A Guide to jumping to conclusions in the NBA and Employee of the Year for 2009-2010

Posted on 11/18/2010 by

36



My first move as the manager of the machine shop was to introduce standardized work. –Taiichi Ohno father of the Toyota Production System

Quality over Quantity. Consistency. These are the hallmarks on which truly excellent organizations are founded. The centerpiece of the Toyota Production system is the reduction of variability. Variability leads to waste and loss and that is anathema to true success.

This is going to get very real, very fast. Before we start sling tables and numbers, feel free to go read and review the Basics.

Real vs. Fantasy (Image courtesy of xkcd.com)

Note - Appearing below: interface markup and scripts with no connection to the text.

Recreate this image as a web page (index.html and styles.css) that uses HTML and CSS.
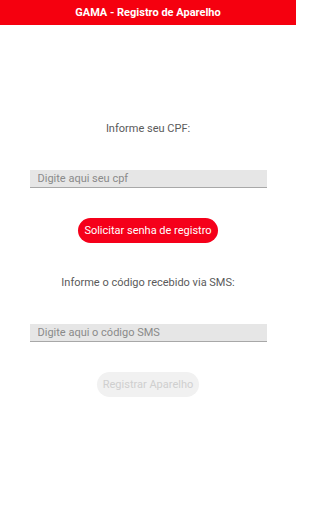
FILE: index.html
```html
<!DOCTYPE html>
<html lang="pt">
<head>
<meta charset="utf-8">
<title>GAMA - Registro de Aparelho</title>
<link rel="stylesheet" href="styles.css">
</head>
<body>
<header class="bar">GAMA - Registro de Aparelho</header>
<main class="content">
  <p class="label label-cpf">Informe seu CPF:</p>
  <input class="field field-cpf" type="text" placeholder="Digite aqui seu cpf">
  <button class="btn btn-primary" type="button">Solicitar senha de registro</button>
  <p class="label label-sms">Informe o código recebido via SMS:</p>
  <input class="field field-sms" type="text" placeholder="Digite aqui o código SMS">
  <button class="btn btn-disabled" type="button" disabled>Registrar Aparelho</button>
</main>
</body>
</html>
```
FILE: styles.css
```css
html, body {
  margin: 0;
  padding: 0;
  background: #ffffff;
  font-family: Roboto, "Liberation Sans", sans-serif;
}
body {
  width: 296px;
  min-height: 512px;
}
.bar {
  height: 25px;
  background: #f5000f;
  color: #ffffff;
  font-weight: bold;
  font-size: 11px;
  display: flex;
  align-items: center;
  justify-content: center;
}
.content {
  display: flex;
  flex-direction: column;
  align-items: center;
}
.label {
  margin: 0;
  font-size: 11px;
  line-height: 14px;
  color: #5a5a5a;
}
.label-cpf { margin-top: 97px; }
.label-sms { margin-top: 33px; }
.field {
  box-sizing: border-box;
  width: 237px;
  height: 18px;
  margin: 34px 0 0 0;
  padding: 0 0 0 8px;
  border: none;
  border-bottom: 1px solid #a8a8a8;
  background: #e6e6e6;
  font-family: Roboto, "Liberation Sans", sans-serif;
  font-size: 11px;
  color: #444;
  outline: none;
}
.field::placeholder { color: #8a8a8a; }
.btn {
  margin-top: 30px;
  height: 25px;
  border: none;
  border-radius: 13px;
  font-family: Roboto, "Liberation Sans", sans-serif;
  font-size: 11px;
  padding: 0 6px;
}
.btn-primary {
  background: #f5001a;
  color: #ffffff;
}
.btn-disabled {
  background: #f1f1f1;
  color: #cfcfcf;
}
```
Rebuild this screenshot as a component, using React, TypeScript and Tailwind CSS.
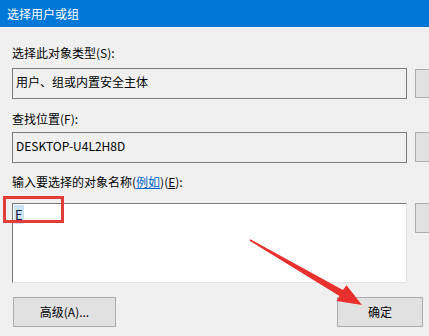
import React from "react";

const font = { fontFamily: '"Noto Sans CJK SC", "Noto Sans", sans-serif' };

export default function App() {
  return (
    <div
      className="relative w-[429px] h-[336px] overflow-hidden bg-[#f0f0f0] text-[12px] text-black"
      style={font}
    >
      {/* Title bar */}
      <div className="h-[27px] bg-[#0078d7] text-white text-[12px] leading-[27px] pl-[7px]">
        选择用户或组
      </div>

      <div className="pl-[12px] w-[520px]">
        {/* Object type */}
        <div className="mt-[18px] h-[16px] leading-[16px]">选择此对象类型(S):</div>
        <div className="mt-[7px] flex gap-[8px]">
          <div className="w-[395px] h-[31px] border border-[#7a7a7a] bg-[#f0f0f0] pl-[3px] pt-[5px] leading-[16px]">
            用户、组或内置安全主体
          </div>
          <div className="mt-[1px] w-[80px] h-[29px] border border-[#adadad] bg-[#e1e1e1]" />
        </div>

        {/* Location */}
        <div className="mt-[12px] h-[16px] leading-[16px]">查找位置(F):</div>
        <div className="mt-[5px] flex gap-[8px]">
          <div className="w-[395px] h-[31px] border border-[#7a7a7a] bg-[#f0f0f0] pl-[3px] pt-[5px] leading-[16px]">
            DESKTOP-U4L2H8D
          </div>
          <div className="w-[80px] h-[30px] border border-[#adadad] bg-[#e1e1e1]" />
        </div>

        {/* Object names */}
        <div className="mt-[11px] h-[16px] leading-[16px]">
          输入要选择的对象名称(<span className="text-[#0066cc] underline">例如</span>)(<span className="underline">E</span>):
        </div>
        <div className="mt-[13px] flex gap-[8px]">
          <div className="w-[395px] h-[80px] border-t border-l border-t-[#7a7a7a] border-l-[#7a7a7a] border-b border-r border-b-[#e3e3e3] border-r-[#e3e3e3] bg-white pl-[1px] pt-[3px] text-[13px] leading-[15px]">
            <span className="bg-[#cce4f7] text-[#1a1a40] px-[1px]">E</span>
          </div>
          <div className="w-[80px] h-[30px] border border-[#adadad] bg-[#e1e1e1]" />
        </div>

        {/* Bottom buttons */}
        <div className="mt-[14px] flex">
          <div className="ml-[1px] w-[103px] h-[30px] border border-[#adadad] bg-[#e1e1e1] flex items-center justify-center leading-[16px]">
            高级(A)...
          </div>
          <div className="ml-[221px] w-[86px] h-[30px] border border-[#adadad] bg-[#e1e1e1] flex items-center justify-center leading-[16px]">
            确定
          </div>
        </div>
      </div>

      {/* Red highlight box annotation */}
      <div className="absolute left-[3px] top-[196px] w-[61px] h-[27px] border-[3px] border-[#e43b3b]" />

      {/* Red arrow annotation */}
      <svg className="absolute left-0 top-0" width="429" height="336" viewBox="0 0 429 336">
        <polygon
          points="250.4,239.3 342.9,290 346.5,285.2 362,305 336.5,301 339.5,296 249.6,240.7"
          fill="#e8302e"
        />
      </svg>
    </div>
  );
}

Success in the NBA should be no different. I‘ve talked before (see here for example) about the value of consistency night in and night out. Where I a GM, a player/employee who consistently delivers night in and night out would the ideal employee. One of my priorities would be to have a system to evaluate total productivity and productivity variation for all the players on my roster. Luckily, Wins Produced provides just such a framework for this analysis. The quicker I can complete this analysis and determine the value and potential of my roster, the better my edge against other GM’s in trades. My enemy here is time and a small sample size. I want to reach valid conclusions on player talent ahead of the market but I am aware that the quicker I reach conclusions, the larger my error will be.

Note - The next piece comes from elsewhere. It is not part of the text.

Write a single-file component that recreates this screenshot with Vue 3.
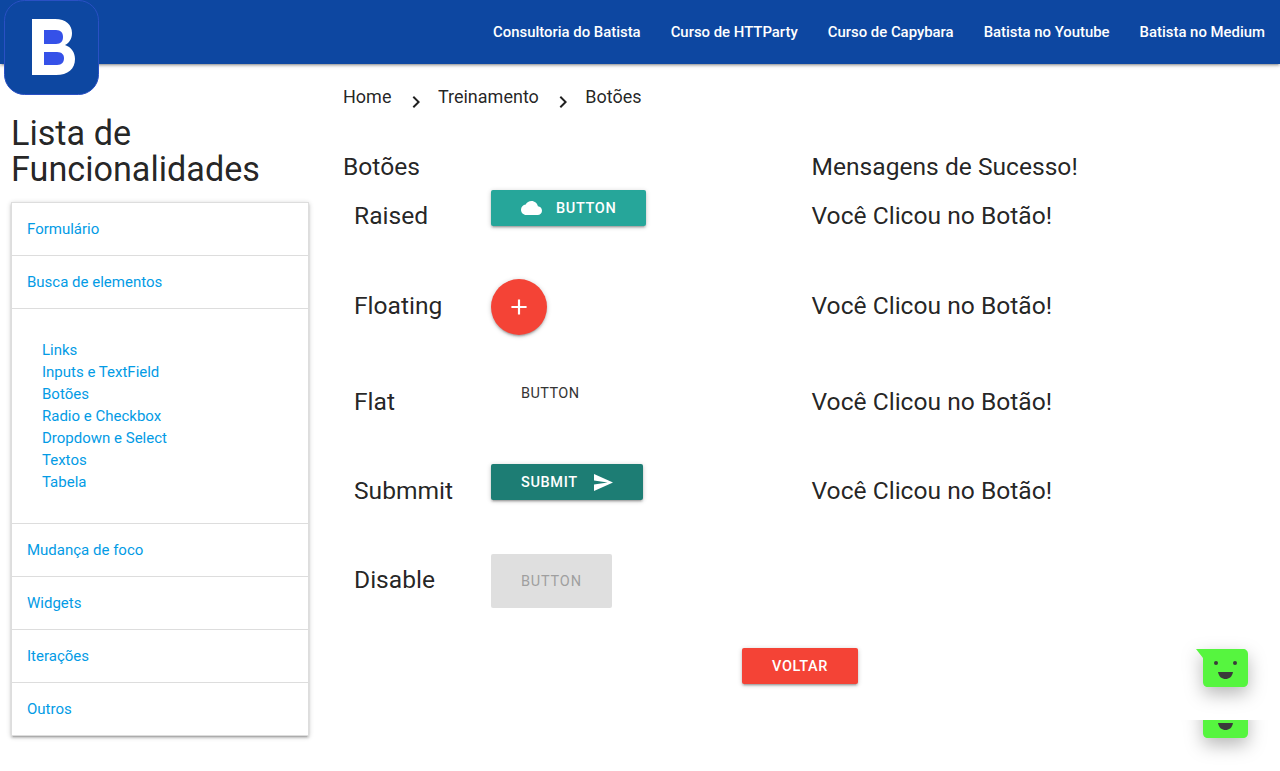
<template>
  <div class="page">
    <nav class="topbar">
      <a v-for="link in navLinks" :key="link" class="topbar-link">{{ link }}</a>
    </nav>

    <svg class="logo" width="95" height="95" viewBox="0 0 95 95">
      <rect x="0.5" y="0.5" width="94" height="94" rx="20" fill="#0d47a1" stroke="#2a50c4" stroke-width="1" />
      <path d="M28 19H51C62 19 68 25 68 33C68 39 65 43 61 45C67 47 71 52 71 59C71 69 64 75 52 75H28Z" fill="#fff" />
      <path d="M40 30H52C57 30 59 33 59 37C59 41 57 44 52 44H40Z" fill="#3551e8" />
      <path d="M40 52H53C58 52 60 55 60 58C60 62 58 65 53 65H40Z" fill="#3551e8" />
    </svg>

    <div class="layout">
      <aside class="sidebar">
        <h4 class="sidebar-title">Lista de Funcionalidades</h4>
        <ul class="collapsible">
          <li v-for="group in menu" :key="group.title" class="group">
            <a class="group-header">{{ group.title }}</a>
            <ul v-if="group.items" class="group-body">
              <li v-for="item in group.items" :key="item"><a>{{ item }}</a></li>
            </ul>
          </li>
        </ul>
      </aside>

      <main class="content">
        <div class="breadcrumbs">
          <template v-for="(crumb, i) in crumbs" :key="crumb">
            <svg v-if="i" class="crumb-arrow" width="24" height="24" viewBox="0 0 24 24">
              <path d="M8.6 16.6 13.2 12 8.6 7.4 10 6l6 6-6 6z" fill="#212121" />
            </svg>
            <span>{{ crumb }}</span>
          </template>
        </div>

        <div class="titles">
          <h5>Botões</h5>
          <h5>Mensagens de Sucesso!</h5>
        </div>

        <div class="row row-raised">
          <span class="label label-high">Raised</span>
          <div>
            <button class="btn btn-raised">
              <svg class="icon-cloud" width="24" height="24" viewBox="0 0 24 24">
                <path d="M19.35 10.04C18.67 6.59 15.64 4 12 4 9.11 4 6.6 5.64 5.35 8.04 2.34 8.36 0 10.91 0 14c0 3.31 2.69 6 6 6h13c2.76 0 5-2.24 5-5 0-2.64-2.05-4.78-4.65-4.96z" fill="#fff" />
              </svg>
              Button
            </button>
          </div>
          <span class="label label-high">Você Clicou no Botão!</span>
        </div>

        <div class="row row-floating">
          <span class="label">Floating</span>
          <div>
            <button class="fab">
              <svg width="26" height="26" viewBox="0 0 24 24"><path d="M19 13h-6v6h-2v-6H5v-2h6V5h2v6h6z" fill="#fff" /></svg>
            </button>
          </div>
          <span class="label">Você Clicou no Botão!</span>
        </div>

        <div class="row row-flat">
          <span class="label">Flat</span>
          <div><button class="btn btn-flat">Button</button></div>
          <span class="label">Você Clicou no Botão!</span>
        </div>

        <div class="row row-submit">
          <span class="label">Submmit</span>
          <div>
            <button class="btn btn-submit">
              Submit
              <svg class="icon-send" width="19" height="17" viewBox="2 3 21 18" preserveAspectRatio="none"><path d="M2.01 21 23 12 2.01 3 2 10l15 2-15 2z" fill="#fff" /></svg>
            </button>
          </div>
          <span class="label">Você Clicou no Botão!</span>
        </div>

        <div class="row row-disable">
          <span class="label label-high">Disable</span>
          <div><button class="btn btn-disabled" disabled>Button</button></div>
        </div>

        <button class="btn btn-back">Voltar</button>
      </main>
    </div>

    <div class="chat-clip chat-clip-top">
      <svg class="bubble" width="53" height="39" viewBox="0 0 53 39">
        <path d="M0 0H47C50 0 52 2 52 5V33C52 36 50 38 47 38H12C9 38 7 36 7 33V9Z" fill="#56f53f" />
        <circle cx="20" cy="14" r="2" fill="#3a3a3a" />
        <circle cx="39" cy="14" r="2" fill="#3a3a3a" />
        <path d="M22 23H37C36 28 33 30 29.500 30C26 30 23 28 22 23Z" fill="#3a3a3a" />
      </svg>
    </div>
    <div class="chat-clip chat-clip-bottom">
      <svg class="bubble bubble-cut" width="53" height="39" viewBox="0 0 53 39">
        <path d="M0 0H47C50 0 52 2 52 5V33C52 36 50 38 47 38H12C9 38 7 36 7 33V9Z" fill="#56f53f" />
        <path d="M22 23H37C36 28 33 30 29.500 30C26 30 23 28 22 23Z" fill="#3a3a3a" />
      </svg>
    </div>
  </div>
</template>

<script setup>
const navLinks = [
  'Consultoria do Batista',
  'Curso de HTTParty',
  'Curso de Capybara',
  'Batista no Youtube',
  'Batista no Medium',
]

const menu = [
  { title: 'Formulário' },
  {
    title: 'Busca de elementos',
    items: ['Links', 'Inputs e TextField', 'Botões', 'Radio e Checkbox', 'Dropdown e Select', 'Textos', 'Tabela'],
  },
  { title: 'Mudança de foco' },
  { title: 'Widgets' },
  { title: 'Iterações' },
  { title: 'Outros' },
]

const crumbs = ['Home', 'Treinamento', 'Botões']
</script>

<style>
html,
body {
  margin: 0;
  background: #fff;
}
</style>

<style scoped>
.page {
  position: relative;
  height: 771px;
  overflow: hidden;
  font-family: Roboto, "Noto Sans", sans-serif;
  color: rgba(0, 0, 0, 0.87);
}

.topbar {
  display: flex;
  justify-content: flex-end;
  height: 64px;
  background: #0d47a1;
  box-shadow: 0 2px 2px 0 rgba(0, 0, 0, 0.14), 0 3px 1px -2px rgba(0, 0, 0, 0.12), 0 1px 5px 0 rgba(0, 0, 0, 0.2);
}
.topbar-link {
  padding: 0 15px;
  color: #fff;
  font-size: 14.9px;
  font-weight: 500;
  line-height: 64px;
}

.logo {
  position: absolute;
  top: 0;
  left: 4px;
}

.layout {
  display: flex;
}

.sidebar {
  flex: 0 0 320px;
  box-sizing: border-box;
  padding: 51px 11px 0;
}
.sidebar-title {
  margin: 0 0 15px;
  font-size: 34.2px;
  font-weight: 400;
  line-height: 36px;
}

.collapsible {
  margin: 0;
  padding: 0;
  list-style: none;
  border: 1px solid #ddd;
  border-bottom: 0;
  box-shadow: 0 2px 2px 0 rgba(0, 0, 0, 0.14), 0 3px 1px -2px rgba(0, 0, 0, 0.12), 0 1px 5px 0 rgba(0, 0, 0, 0.2);
}
.group {
  border-bottom: 1px solid #ddd;
}
.group-header {
  display: block;
  padding: 15px;
  color: #039be5;
  font-size: 15px;
  line-height: 22px;
}
.group-body {
  margin: 0;
  padding: 30px;
  list-style: none;
  border-top: 1px solid #ddd;
  color: #039be5;
  font-size: 15px;
  line-height: 22px;
}

.content {
  flex: 1;
  padding: 20px 0 0 23px;
}

.breadcrumbs {
  display: flex;
  align-items: flex-start;
  font-size: 18px;
  line-height: 26px;
}
.crumb-arrow {
  margin: 6px 10px 0 12.5px;
}

.titles {
  display: grid;
  grid-template-columns: 468.5px 1fr;
  margin-top: 38px;
}
.titles h5 {
  margin: 0;
  font-size: 24.6px;
  font-weight: 400;
  line-height: 30px;
}

.row {
  display: grid;
  grid-template-columns: 137px 320.5px 1fr;
  align-items: start;
  padding-left: 11px;
  box-sizing: border-box;
}
.row-raised {
  height: 89px;
  margin-top: 8px;
}
.row-floating {
  height: 96px;
}
.row-flat {
  height: 89px;
}
.row-submit {
  height: 90px;
}
.row-disable {
  height: 94px;
}
.label {
  margin-top: 11px;
  font-size: 24.6px;
  line-height: 31px;
}
.label-high {
  margin-top: 10px;
}

.btn {
  display: inline-flex;
  align-items: center;
  height: 36px;
  padding: 0 30px;
  border: 0;
  border-radius: 2px;
  color: #fff;
  font-family: inherit;
  font-size: 14.5px;
  font-weight: 500;
  letter-spacing: 0.65px;
  text-transform: uppercase;
  box-shadow: 0 2px 2px 0 rgba(0, 0, 0, 0.14), 0 3px 1px -2px rgba(0, 0, 0, 0.12), 0 1px 5px 0 rgba(0, 0, 0, 0.2);
}
.btn-raised {
  background: #26a69a;
}
.icon-cloud {
  width: 21px;
  margin-right: 14px;
}
.fab {
  display: flex;
  align-items: center;
  justify-content: center;
  width: 56px;
  height: 56px;
  padding: 0;
  border: 0;
  border-radius: 50%;
  background: #f44336;
  box-shadow: 0 2px 2px 0 rgba(0, 0, 0, 0.14), 0 3px 1px -2px rgba(0, 0, 0, 0.12), 0 1px 5px 0 rgba(0, 0, 0, 0.2);
}
.btn-flat {
  background: transparent;
  box-shadow: none;
  color: #343434;
  font-weight: 400;
  letter-spacing: 0.4px;
}
.btn-submit {
  background: #1d7d74;
}
.icon-send {
  margin-left: 16px;
}
.btn-disabled {
  height: 54px;
  background: #dfdfdf;
  box-shadow: none;
  color: #9f9f9f;
  font-weight: 400;
  letter-spacing: 0.8px;
}
.btn-back {
  margin-left: 399px;
  background: #f44336;
}

.chat-clip {
  position: absolute;
  left: 1160px;
  width: 120px;
  overflow: hidden;
}
.chat-clip-top {
  top: 620px;
  height: 100px;
}
.chat-clip-bottom {
  top: 720px;
  height: 51px;
}
.bubble {
  position: absolute;
  left: 36px;
  top: 29px;
  filter: drop-shadow(0 7px 9px rgba(0, 0, 0, 0.28));
}
.bubble-cut {
  top: -20px;
}
</style>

This post will focus on two things: Player variability/reliability and the size of error introduced by sample size. I want to rate the players and I want to know how quickly I can do it. For this I’m going to need a hell of a lot of data. Luckily I have Andres Alvarez, and his mad skills ( All Powered by Nerd Numbers) at my disposal. Andres went out and did splits for every player and every game for last season. Did you know that 442 players combined for  24796 individual games played last season in the NBA last season? Now you do thanks to Andres J. With all this Wins Produced data in hand for the 2009-2010 Season, I can go off and do an analysis of value, variability and predictive value of the numbers by chronological sample size.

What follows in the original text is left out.